For most entrepreneurs, it’s very easy to determine who the customer is. It’s the person who decides to pay for the goods or services you have to offer.

But in higher education, the buyer/seller relationship gets very muddy. Students taking the course will usually pay for it eventually, but often get loans, scholarships and other forms of assistance along the way. In many respects, the future employer is the chief consumer of college output.

Whenever the purchase obligation is somehow “lubricated” either through grants, third-party payments, loans or something else, the onus of responsibility gets shifted to some future version of yourself.

Most students believe their future self will always be richer, more connected and more able to deal with financial obligations than their current self. In many cases, this is correct, but not always. As a result, it is very difficult to accurately decide what kind of pain threshold you should impose on your future self. 

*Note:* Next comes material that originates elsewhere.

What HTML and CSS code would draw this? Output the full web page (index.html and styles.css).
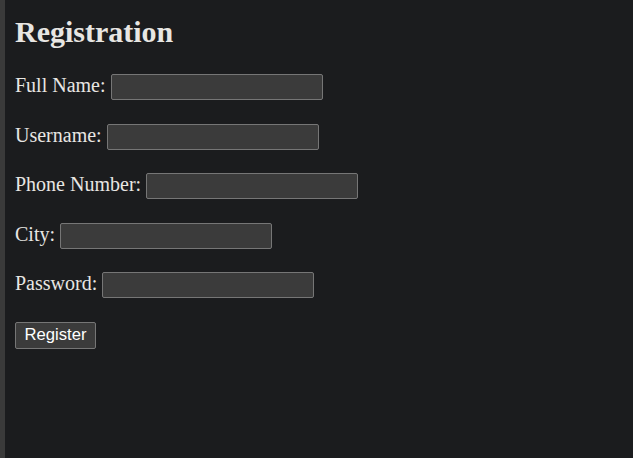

When given the choice, immediate gratification almost always wins over future responsibilities. It’s very easy for a college representative to talk about the successes and lifestyles of their most prominent graduates, with the natural inference being that the only thing separating them from their much wealthier future self is signing on the dotted line.

Without accurate information about job trends, skill requirements and industry demands, students are left with very little information to make a critically important decision.

In this context, students become the ultimate risk takers, betting on themselves to develop viable, marketable skills that the world needs. 

The Five-Year Pipeline

It was five years ago when today’s college graduates decided on which college to attend and what their major should be.

This is the stark reality of the five-year educational pipeline created by today’s college and university system. Today’s colleges take far too long and are far too expensive.

The Primary Disconnect

Colleges are in the business of selling classes. Students are in the business of gaining marketable skills. These are two radically different objectives.

If colleges only got paid after students completed their first full year of work after graduating, even if only part of the tuition was withheld until then, they would quickly shift their focus from teaching what they thought mattered to what future employers thought mattered.

Every HR administrator in the country would instantly become best friends with the college president.

Today, with college loans skyrocketing out of control and the responsibility for repayment of the student loan falling solely upon the student’s shoulders without even an option for filing bankruptcy, we are forcing 18-20 year olds to make lifetime decisions without any good basis for making that call.